Chinese property hits lofty ceiling

16 December 2011
Jamil Anderlini

In a showroom built to resemble an ancien regime palace, a platoon of salespeople stands idle on the frontline of a looming Chinese property bust.

The luxury apartments of Versailles Residentiel de Luxe La Grand Maison, located next to a polluted river in the third-tier coastal city of Wenzhou, have not yet been built but are already on sale for as much as 70,000 yuan (S$14,415) a square metre. That is more than double the annual income of the average Wenzhou resident, who would have to save every penny for 350 years to buy a 150 sq m home in this development.

But even the few who can afford it seem to be having second thoughts. "We have been told to say publicly that everything is going very well and our apartments are selling even though none of the other developments in the city can sell theirs," says one sales assistant who asks not to be named for fear of losing his job.

Prospective owners have paid deposits on only a dozen or so of the 198 apartments on sale at La Grand Maison. "Prices are dropping fast and everyone is waiting for them to fall further before they think about buying," says the sales assistant.
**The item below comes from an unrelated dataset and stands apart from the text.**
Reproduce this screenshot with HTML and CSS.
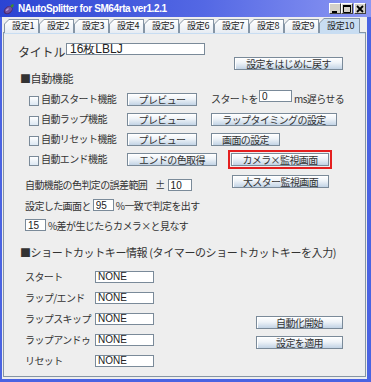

Across the country, from the big cities of Beijing and Shanghai to the smallest regional towns, countless such complexes have sprung up in recent years as developers and local governments have rushed to capitalise on the frenzy for property. But now, following a decade-long boom and nearly two years of attempts by the central government to cool the overheated sector, the market appears to have turned. Sales volumes have slid and prices are falling as developers try to tempt reluctant buyers with discounts.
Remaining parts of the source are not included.